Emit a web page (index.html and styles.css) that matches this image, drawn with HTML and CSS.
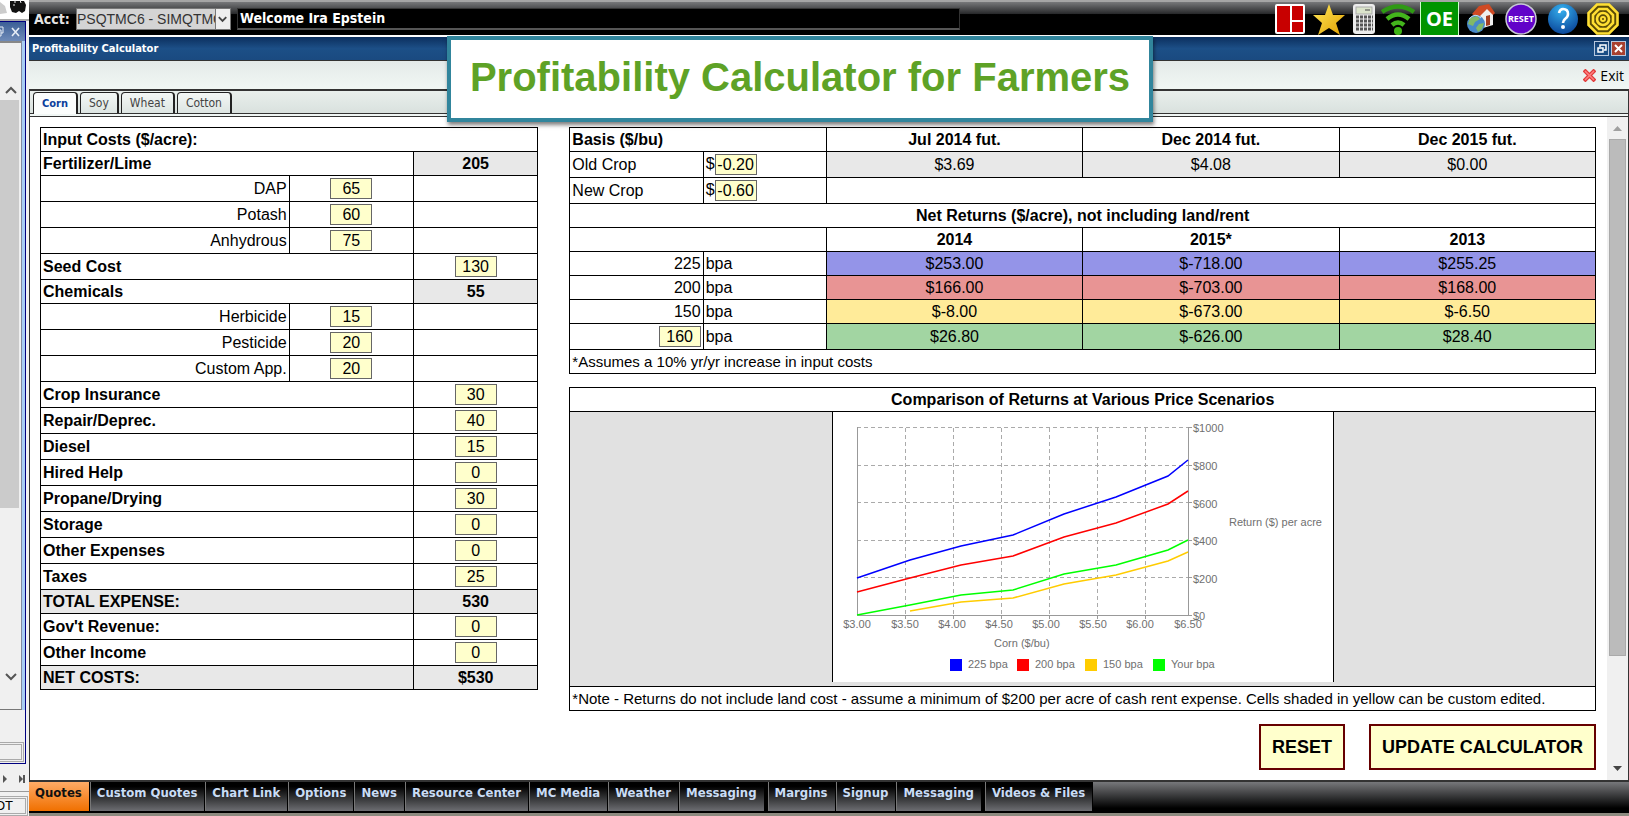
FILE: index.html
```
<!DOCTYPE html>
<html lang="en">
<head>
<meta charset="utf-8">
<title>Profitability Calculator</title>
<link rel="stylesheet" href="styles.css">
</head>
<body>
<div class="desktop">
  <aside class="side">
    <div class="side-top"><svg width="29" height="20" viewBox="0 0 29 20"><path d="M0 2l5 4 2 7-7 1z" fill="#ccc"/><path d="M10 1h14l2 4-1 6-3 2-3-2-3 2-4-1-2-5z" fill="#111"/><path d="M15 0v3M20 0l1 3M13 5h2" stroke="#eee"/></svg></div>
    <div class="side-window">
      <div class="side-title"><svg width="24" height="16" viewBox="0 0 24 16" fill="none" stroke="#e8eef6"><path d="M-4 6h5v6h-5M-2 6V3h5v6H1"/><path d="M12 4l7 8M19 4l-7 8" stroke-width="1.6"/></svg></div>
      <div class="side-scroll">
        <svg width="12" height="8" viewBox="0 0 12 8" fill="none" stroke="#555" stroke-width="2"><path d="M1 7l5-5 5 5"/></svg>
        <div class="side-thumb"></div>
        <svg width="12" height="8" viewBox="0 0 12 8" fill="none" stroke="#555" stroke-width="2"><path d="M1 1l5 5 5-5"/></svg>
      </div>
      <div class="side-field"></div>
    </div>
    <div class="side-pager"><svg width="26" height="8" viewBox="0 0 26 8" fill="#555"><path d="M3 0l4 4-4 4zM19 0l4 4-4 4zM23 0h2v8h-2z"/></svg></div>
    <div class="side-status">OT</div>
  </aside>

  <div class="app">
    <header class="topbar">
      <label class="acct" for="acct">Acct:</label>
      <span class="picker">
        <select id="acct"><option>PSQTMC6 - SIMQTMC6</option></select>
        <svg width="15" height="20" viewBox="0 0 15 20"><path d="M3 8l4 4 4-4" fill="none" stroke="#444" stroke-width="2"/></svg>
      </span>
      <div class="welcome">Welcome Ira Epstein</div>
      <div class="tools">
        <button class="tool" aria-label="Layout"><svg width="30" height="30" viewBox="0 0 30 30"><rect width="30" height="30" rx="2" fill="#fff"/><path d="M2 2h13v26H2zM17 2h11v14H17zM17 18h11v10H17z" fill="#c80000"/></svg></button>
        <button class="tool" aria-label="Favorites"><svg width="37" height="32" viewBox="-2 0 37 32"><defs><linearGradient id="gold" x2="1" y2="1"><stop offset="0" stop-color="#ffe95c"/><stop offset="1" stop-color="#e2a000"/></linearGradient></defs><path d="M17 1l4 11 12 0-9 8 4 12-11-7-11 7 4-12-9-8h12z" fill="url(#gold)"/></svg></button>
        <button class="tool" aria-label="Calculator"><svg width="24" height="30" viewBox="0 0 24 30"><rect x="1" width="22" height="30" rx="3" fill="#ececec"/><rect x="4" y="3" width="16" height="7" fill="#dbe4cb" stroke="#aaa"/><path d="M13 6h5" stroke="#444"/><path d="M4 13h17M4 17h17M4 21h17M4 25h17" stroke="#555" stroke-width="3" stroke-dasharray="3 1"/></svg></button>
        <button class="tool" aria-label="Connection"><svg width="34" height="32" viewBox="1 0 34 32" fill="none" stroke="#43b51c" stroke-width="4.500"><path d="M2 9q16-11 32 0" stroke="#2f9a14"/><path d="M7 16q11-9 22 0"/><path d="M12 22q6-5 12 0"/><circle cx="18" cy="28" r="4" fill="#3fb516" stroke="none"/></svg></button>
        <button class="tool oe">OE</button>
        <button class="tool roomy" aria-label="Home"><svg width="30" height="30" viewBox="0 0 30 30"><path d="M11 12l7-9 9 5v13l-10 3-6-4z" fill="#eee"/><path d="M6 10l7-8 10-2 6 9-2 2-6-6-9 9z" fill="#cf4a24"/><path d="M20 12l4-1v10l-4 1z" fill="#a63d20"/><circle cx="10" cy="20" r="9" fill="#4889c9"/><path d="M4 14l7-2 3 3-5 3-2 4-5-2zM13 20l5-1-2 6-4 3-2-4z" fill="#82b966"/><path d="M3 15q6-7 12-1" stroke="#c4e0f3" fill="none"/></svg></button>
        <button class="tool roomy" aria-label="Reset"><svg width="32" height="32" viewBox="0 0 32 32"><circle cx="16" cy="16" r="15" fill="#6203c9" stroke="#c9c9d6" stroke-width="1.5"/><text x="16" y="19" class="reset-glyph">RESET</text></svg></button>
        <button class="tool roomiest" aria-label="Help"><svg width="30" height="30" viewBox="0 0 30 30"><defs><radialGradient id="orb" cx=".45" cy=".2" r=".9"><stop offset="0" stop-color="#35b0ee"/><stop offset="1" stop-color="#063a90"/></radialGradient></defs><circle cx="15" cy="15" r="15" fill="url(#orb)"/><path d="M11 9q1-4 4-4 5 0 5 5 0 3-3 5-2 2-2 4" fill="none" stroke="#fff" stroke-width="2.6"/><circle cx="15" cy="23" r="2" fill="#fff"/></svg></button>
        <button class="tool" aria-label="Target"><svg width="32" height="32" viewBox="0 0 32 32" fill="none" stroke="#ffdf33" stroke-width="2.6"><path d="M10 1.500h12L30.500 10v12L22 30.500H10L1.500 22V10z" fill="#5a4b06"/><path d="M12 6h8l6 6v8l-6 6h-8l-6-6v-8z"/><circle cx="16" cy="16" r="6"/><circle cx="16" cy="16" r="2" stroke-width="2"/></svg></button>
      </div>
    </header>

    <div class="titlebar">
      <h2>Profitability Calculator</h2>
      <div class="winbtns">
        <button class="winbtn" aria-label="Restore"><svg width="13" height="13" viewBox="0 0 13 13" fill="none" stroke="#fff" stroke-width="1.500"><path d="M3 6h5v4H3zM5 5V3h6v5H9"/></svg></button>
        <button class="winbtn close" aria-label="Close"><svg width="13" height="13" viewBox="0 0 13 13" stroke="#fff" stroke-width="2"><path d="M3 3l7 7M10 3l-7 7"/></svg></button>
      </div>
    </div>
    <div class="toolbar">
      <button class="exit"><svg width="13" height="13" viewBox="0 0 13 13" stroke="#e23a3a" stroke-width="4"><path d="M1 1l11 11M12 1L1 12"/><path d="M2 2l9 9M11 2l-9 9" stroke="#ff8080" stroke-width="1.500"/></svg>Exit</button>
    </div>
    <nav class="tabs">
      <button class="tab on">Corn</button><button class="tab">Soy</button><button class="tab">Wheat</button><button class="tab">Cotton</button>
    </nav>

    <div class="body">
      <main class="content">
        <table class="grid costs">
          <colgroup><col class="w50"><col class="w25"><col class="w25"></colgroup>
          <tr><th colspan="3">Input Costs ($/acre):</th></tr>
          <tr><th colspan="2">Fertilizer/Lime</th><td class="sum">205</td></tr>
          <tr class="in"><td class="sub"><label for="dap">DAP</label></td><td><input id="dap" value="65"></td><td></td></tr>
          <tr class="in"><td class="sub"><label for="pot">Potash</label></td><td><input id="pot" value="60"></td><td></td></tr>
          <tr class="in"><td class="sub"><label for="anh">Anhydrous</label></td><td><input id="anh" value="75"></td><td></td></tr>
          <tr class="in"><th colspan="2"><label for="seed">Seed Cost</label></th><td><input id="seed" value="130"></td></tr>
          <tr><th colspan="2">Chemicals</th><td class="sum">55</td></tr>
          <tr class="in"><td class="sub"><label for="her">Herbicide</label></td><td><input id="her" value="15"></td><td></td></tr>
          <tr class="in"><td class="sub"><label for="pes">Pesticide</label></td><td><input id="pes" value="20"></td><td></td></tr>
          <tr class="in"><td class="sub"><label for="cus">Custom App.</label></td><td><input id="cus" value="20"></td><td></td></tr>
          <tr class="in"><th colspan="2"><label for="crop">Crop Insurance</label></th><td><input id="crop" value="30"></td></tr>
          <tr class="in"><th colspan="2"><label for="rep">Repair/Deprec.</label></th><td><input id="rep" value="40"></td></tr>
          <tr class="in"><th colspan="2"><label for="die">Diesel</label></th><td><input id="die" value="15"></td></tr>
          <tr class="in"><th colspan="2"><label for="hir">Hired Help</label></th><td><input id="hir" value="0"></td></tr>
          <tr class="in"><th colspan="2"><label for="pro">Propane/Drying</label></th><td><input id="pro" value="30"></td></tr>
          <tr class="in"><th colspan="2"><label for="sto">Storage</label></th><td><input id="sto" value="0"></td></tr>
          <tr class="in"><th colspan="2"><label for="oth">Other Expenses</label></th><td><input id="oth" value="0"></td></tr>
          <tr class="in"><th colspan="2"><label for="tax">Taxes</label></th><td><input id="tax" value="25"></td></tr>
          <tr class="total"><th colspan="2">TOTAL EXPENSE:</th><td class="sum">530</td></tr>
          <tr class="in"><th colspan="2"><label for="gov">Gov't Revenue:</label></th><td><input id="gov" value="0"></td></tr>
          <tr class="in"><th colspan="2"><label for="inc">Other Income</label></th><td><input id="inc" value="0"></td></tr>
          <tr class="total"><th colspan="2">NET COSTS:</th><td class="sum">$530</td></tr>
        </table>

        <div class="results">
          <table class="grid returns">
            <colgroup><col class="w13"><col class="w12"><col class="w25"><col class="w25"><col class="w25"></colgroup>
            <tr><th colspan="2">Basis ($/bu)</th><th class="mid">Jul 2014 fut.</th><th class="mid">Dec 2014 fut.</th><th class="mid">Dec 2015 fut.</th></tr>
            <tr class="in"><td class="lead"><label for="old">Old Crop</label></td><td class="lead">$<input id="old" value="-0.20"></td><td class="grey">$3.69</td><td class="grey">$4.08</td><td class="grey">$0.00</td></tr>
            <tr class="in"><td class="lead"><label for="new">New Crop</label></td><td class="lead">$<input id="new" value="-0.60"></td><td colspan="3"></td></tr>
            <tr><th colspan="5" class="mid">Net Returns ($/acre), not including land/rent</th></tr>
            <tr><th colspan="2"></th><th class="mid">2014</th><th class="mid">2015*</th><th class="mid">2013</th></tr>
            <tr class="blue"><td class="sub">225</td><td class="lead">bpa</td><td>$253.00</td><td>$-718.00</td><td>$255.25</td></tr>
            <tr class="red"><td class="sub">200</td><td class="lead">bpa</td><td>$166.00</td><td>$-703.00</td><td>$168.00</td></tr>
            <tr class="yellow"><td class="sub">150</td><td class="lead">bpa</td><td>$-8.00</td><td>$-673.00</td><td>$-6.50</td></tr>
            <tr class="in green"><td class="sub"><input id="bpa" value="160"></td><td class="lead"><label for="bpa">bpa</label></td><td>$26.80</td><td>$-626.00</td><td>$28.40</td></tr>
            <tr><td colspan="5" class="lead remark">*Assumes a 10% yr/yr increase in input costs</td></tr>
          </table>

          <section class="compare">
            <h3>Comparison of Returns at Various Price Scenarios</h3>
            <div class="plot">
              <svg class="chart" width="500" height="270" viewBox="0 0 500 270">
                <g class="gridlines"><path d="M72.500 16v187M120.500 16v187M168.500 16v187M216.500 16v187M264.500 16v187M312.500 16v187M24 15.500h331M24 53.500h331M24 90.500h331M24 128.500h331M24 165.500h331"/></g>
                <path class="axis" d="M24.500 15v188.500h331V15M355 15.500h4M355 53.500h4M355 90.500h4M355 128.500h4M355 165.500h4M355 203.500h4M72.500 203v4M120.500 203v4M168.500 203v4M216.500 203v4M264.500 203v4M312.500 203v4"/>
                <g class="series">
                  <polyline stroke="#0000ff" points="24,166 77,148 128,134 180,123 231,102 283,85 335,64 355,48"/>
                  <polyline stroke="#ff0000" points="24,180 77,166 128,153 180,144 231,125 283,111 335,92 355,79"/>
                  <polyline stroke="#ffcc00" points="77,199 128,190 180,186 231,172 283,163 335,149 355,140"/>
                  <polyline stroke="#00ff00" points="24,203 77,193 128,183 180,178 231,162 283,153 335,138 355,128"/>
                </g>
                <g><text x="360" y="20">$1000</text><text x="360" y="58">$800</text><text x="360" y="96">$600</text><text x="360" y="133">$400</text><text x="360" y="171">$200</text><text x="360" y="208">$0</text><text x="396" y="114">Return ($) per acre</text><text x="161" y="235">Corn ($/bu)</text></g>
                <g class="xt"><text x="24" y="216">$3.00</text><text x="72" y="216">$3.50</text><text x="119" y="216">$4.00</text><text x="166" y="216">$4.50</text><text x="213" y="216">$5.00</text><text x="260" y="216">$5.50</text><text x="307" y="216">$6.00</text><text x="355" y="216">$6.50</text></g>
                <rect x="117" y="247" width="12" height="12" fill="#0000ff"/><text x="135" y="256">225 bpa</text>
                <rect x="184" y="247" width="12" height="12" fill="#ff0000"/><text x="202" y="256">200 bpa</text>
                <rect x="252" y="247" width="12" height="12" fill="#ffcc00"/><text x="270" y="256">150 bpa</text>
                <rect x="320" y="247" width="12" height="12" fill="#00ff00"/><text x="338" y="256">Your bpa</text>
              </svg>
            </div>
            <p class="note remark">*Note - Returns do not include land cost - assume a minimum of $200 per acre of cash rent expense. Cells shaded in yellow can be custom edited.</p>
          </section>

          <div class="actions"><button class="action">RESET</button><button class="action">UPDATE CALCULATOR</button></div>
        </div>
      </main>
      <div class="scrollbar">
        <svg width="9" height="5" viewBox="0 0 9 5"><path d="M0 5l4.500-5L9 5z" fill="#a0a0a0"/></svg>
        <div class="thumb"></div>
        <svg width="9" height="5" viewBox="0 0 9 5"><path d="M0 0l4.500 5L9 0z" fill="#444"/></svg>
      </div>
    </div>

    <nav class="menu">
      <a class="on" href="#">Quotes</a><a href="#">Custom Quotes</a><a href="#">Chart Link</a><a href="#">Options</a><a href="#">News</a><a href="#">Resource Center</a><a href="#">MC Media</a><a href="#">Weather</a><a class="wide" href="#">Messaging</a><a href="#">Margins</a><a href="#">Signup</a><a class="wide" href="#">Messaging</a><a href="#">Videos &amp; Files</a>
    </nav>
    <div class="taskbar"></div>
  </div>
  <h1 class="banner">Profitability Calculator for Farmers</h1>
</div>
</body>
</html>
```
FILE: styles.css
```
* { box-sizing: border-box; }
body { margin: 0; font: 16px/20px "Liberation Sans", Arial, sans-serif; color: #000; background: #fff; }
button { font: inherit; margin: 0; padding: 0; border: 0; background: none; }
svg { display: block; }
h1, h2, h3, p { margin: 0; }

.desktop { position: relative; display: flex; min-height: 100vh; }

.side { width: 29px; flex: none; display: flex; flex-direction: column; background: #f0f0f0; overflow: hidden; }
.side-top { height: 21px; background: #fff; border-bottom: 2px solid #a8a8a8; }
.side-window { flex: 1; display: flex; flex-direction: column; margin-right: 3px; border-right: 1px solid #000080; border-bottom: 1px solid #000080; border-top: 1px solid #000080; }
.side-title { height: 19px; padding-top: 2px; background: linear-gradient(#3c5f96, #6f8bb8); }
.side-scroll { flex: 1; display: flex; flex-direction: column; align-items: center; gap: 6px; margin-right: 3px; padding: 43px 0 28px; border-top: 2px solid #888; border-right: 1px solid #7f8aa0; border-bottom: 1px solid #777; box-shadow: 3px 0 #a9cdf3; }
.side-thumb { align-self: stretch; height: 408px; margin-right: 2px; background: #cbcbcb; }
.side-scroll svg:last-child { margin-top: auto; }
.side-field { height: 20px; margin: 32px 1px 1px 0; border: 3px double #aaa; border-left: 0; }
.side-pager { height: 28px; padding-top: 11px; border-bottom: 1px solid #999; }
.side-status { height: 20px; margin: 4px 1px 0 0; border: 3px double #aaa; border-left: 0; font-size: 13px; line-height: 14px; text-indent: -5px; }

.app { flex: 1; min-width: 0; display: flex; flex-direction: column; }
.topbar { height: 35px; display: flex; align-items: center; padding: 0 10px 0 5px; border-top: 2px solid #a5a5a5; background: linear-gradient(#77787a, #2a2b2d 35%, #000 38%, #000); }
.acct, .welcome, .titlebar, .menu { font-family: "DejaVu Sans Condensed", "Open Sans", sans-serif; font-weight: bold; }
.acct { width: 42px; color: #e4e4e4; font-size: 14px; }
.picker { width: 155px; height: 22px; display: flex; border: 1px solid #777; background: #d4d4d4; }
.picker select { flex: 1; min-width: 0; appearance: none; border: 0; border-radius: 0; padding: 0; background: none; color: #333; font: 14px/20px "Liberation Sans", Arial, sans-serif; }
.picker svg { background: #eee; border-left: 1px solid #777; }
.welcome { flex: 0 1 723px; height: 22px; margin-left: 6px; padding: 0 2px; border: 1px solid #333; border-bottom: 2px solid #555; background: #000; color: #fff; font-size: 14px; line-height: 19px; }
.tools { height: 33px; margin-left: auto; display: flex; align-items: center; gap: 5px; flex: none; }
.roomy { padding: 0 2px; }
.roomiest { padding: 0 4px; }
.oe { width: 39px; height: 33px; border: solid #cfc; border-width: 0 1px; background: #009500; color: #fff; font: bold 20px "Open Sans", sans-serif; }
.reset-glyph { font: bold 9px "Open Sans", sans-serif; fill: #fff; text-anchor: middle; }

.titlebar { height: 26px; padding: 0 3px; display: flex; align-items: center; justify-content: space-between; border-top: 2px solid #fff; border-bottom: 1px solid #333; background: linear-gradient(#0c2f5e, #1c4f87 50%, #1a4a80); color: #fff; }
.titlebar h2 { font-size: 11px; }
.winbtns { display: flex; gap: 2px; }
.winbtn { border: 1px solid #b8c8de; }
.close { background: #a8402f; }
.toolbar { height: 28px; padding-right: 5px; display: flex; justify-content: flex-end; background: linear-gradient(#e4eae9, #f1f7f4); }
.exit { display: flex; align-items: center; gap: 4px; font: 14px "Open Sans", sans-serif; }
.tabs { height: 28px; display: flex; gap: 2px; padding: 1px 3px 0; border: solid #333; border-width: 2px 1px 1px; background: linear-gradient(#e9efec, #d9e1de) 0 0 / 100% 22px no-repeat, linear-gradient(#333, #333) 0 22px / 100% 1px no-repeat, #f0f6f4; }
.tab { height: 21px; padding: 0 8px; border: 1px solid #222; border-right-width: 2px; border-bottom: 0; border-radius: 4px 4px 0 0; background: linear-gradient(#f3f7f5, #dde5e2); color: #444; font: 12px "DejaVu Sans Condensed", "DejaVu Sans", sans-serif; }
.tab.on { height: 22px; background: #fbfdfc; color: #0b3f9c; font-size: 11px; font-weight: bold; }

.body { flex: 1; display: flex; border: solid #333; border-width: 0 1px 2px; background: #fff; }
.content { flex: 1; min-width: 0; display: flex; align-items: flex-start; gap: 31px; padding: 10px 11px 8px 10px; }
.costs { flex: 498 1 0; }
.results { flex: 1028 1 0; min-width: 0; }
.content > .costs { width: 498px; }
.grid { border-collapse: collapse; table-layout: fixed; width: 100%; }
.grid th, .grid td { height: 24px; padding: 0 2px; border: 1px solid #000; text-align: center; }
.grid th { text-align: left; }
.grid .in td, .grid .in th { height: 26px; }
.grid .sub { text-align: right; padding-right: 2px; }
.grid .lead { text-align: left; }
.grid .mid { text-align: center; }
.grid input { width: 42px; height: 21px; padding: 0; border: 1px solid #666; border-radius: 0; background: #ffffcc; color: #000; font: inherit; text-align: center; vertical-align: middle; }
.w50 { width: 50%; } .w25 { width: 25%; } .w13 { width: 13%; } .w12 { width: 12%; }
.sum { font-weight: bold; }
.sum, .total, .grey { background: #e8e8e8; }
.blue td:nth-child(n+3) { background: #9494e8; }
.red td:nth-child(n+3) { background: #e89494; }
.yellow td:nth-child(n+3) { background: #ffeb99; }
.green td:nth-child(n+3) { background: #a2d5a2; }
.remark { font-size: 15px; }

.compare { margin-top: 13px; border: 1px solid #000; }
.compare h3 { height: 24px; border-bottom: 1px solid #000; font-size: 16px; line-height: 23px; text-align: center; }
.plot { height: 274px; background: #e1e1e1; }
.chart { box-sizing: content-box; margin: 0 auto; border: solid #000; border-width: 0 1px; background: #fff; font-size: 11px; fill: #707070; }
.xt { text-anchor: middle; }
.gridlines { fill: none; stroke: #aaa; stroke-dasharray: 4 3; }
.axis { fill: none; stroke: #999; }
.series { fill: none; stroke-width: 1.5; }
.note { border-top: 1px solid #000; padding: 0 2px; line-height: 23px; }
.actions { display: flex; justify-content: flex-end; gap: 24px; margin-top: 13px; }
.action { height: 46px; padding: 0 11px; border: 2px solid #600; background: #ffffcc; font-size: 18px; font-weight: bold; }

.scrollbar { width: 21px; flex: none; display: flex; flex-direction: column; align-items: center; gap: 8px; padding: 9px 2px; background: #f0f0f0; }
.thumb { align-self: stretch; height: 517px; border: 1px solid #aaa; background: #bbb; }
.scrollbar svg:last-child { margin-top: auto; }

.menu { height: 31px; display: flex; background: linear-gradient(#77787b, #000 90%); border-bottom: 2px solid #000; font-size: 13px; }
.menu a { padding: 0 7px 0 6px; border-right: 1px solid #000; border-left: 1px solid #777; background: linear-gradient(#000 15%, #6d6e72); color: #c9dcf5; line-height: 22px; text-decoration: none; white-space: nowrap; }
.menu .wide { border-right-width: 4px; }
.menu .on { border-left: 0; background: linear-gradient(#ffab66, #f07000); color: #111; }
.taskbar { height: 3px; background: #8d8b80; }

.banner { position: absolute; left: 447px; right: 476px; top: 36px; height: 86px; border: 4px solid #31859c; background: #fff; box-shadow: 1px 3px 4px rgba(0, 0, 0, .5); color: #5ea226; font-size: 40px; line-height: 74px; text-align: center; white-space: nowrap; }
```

───

[Do this] Count the lines of the data that contain the string "html", and reply with that number alone.

[Problem solution] 5